8.1 Hard Engineering Techniques
Sea Walls: Sea walls are giant walls that span entire coastlines and attempt to reduce erosion and prevent flooding in the process. They are very expensive and require constant maintenance. They also produce a strong backwash in waves which undercuts the sea wall making their long term sustainability questionable.Traditionally, sea walls are large flat walls however more modern sea walls have a curved structure that reflects waves back into incoming waves, breaking them up and further reducing erosion.
Groynes: Groynes are low lying wooden walls that extend out to sea. The idea of groynes is to capture sand that moves down the beach via longshore drift and help build up a larger section of beach in front of an area that's experiencing coastal erosion. The new beach will increase the distance that waves have to travel to reach the coast and, in the process, they'll lose most of their energy, reducing their impact. Groynes are pretty effective but they remove a lot of the sand that's present down-drift of the beach which will result in a thinner beach at this area.

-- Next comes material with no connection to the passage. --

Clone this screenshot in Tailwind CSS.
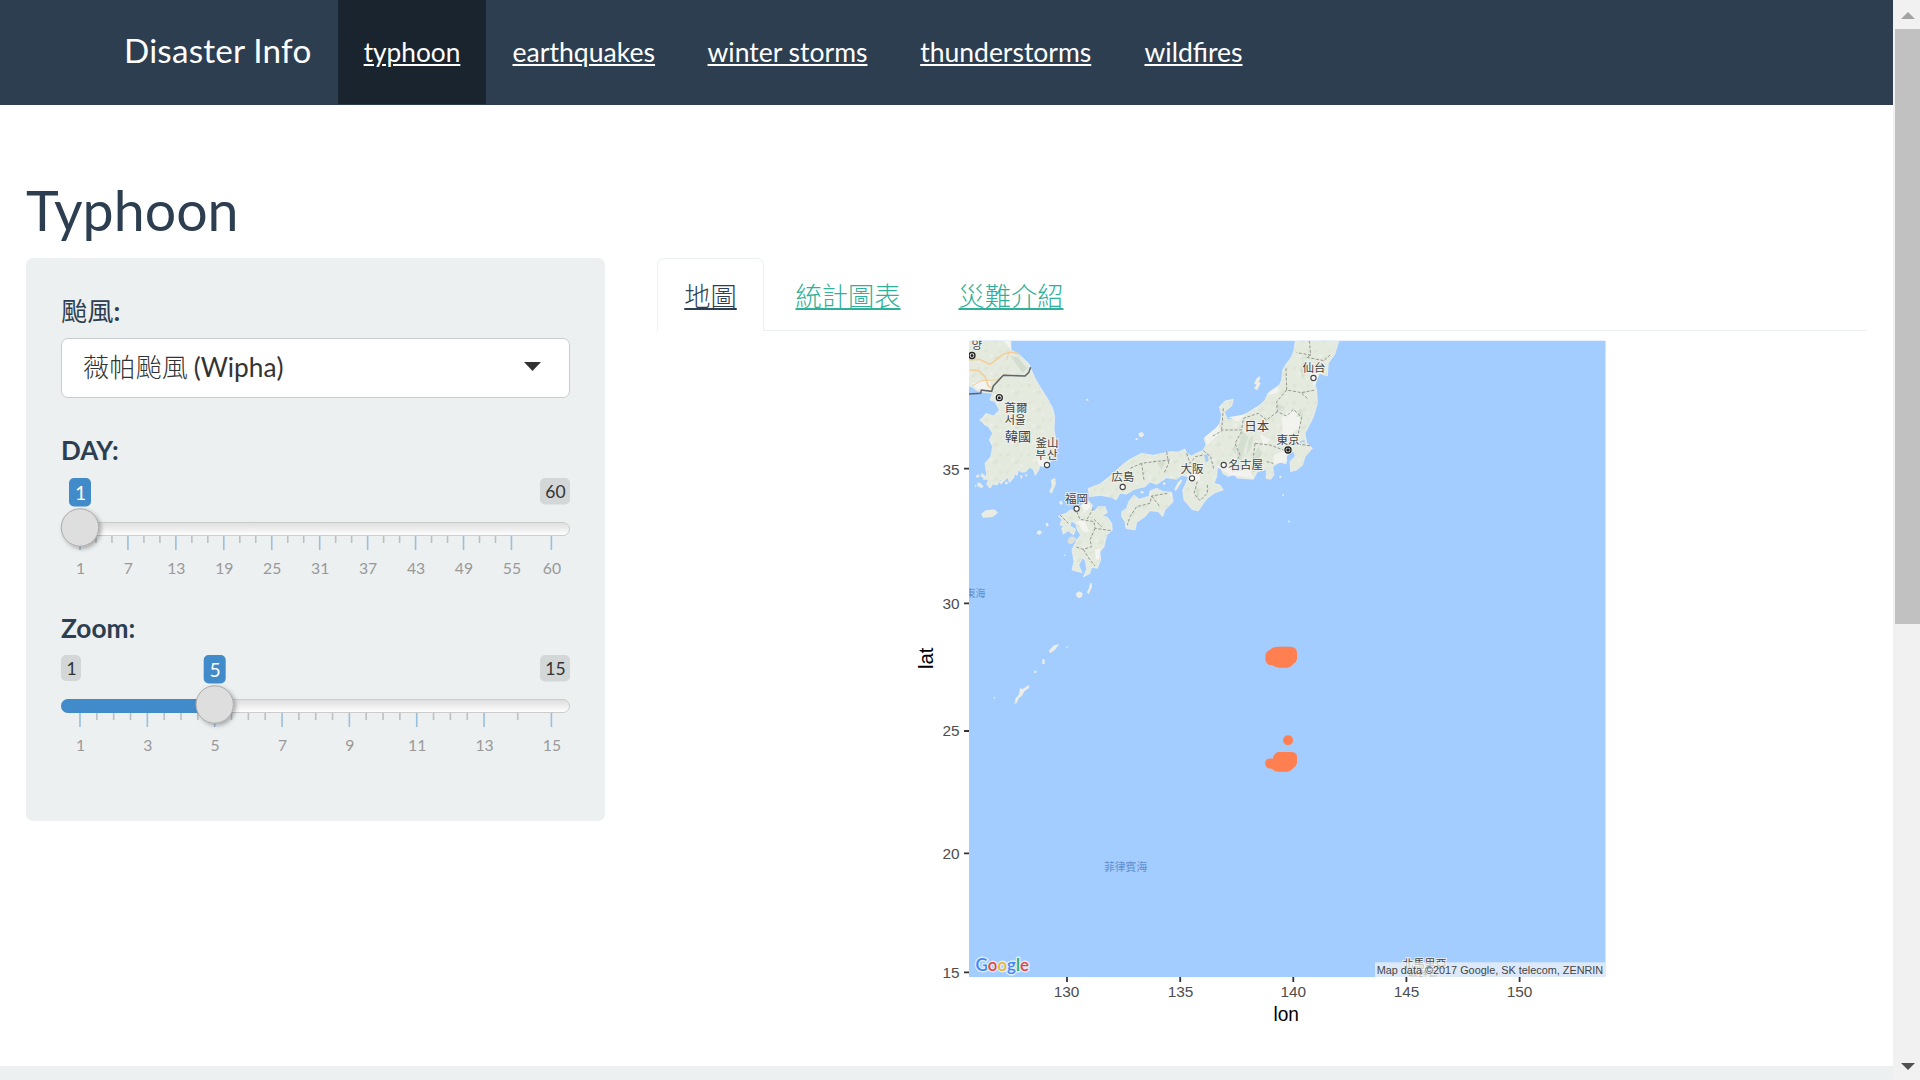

This, in turn, means that sections of the coast will be more exposed to erosion down drift of the groynes which can create new problems relating to coastal management.
Gabions: Gabions are bundles of rocks in a metal mesh. They're placed at the base of a cliff in an attempt to reduce the impact of waves on the cliff and prevent the cliff from being undercut. They are an inexpensive way of coastal management but are not particularly effective.
Revetments: Revetments are concrete (or in some cases wooden) structures that are built along the base of a cliff. They absorb the energy of the waves, preventing the cliffs from being eroded. At times they have rippled surfaces, which further help to dissipate the wave energy. Revetments are normally successful at reducing coastal erosion but they are expensive to build. Once built however, they don't require as much maintenance as a sea wall.
Riprap: Riprap are just rocks and stones that have been put against the base of a cliff. They're similar to gabions in their purpose but they aren't bound together in a mesh. However the rocks are susceptible to being moved by the sea.
Breakwaters: Breakwaters are offshore concrete walls that break incoming waves out at sea so that their erosive power is reduced to next to none when they reach the coast. Breakwaters are effective but they can be easily destroyed during a storm.
8.2 Soft Engineering Techniques
Beach Nourishment: In this technique, sand and shingle are added to a beach in order to make it wider. This increases the distance a wave has to travel to reach the cliffs and so the wave will lose more energy and have less erosive power when it reaches the cliffs. The sand and shingle has to be obtained from elsewhere and is normally obtained from dredging.
Land Management: Land management is often used to help protect and rebuild dunes. Sand dunes act as a good barrier against coastal flooding and erosion and are a natural defence against the sea. However, it is essential that dunes must be left relatively undisturbed so boardwalks are constructed and sections of sand dune systems are marked as out of bounds to the general public in order to reduce the erosion of the dunes by humans.
Marshland Creation: Marshlands can be used to break up the waves and reduce their speed which reduces their erosive power. The marshlands also limit the area which waves can reach preventing flooding. The marshlands can be created by encouraging the growth of marshland vegetation such as glassworts.
Beach Stabilisation: Beach stabilization like beach nourishment aims to widen the beach and dissipate as much wave energy as possible before it reaches the cliffs. Beach stabilisation involves planting dead trees in the sand to stabilise it and lower the profile of the beach while widening the beach too.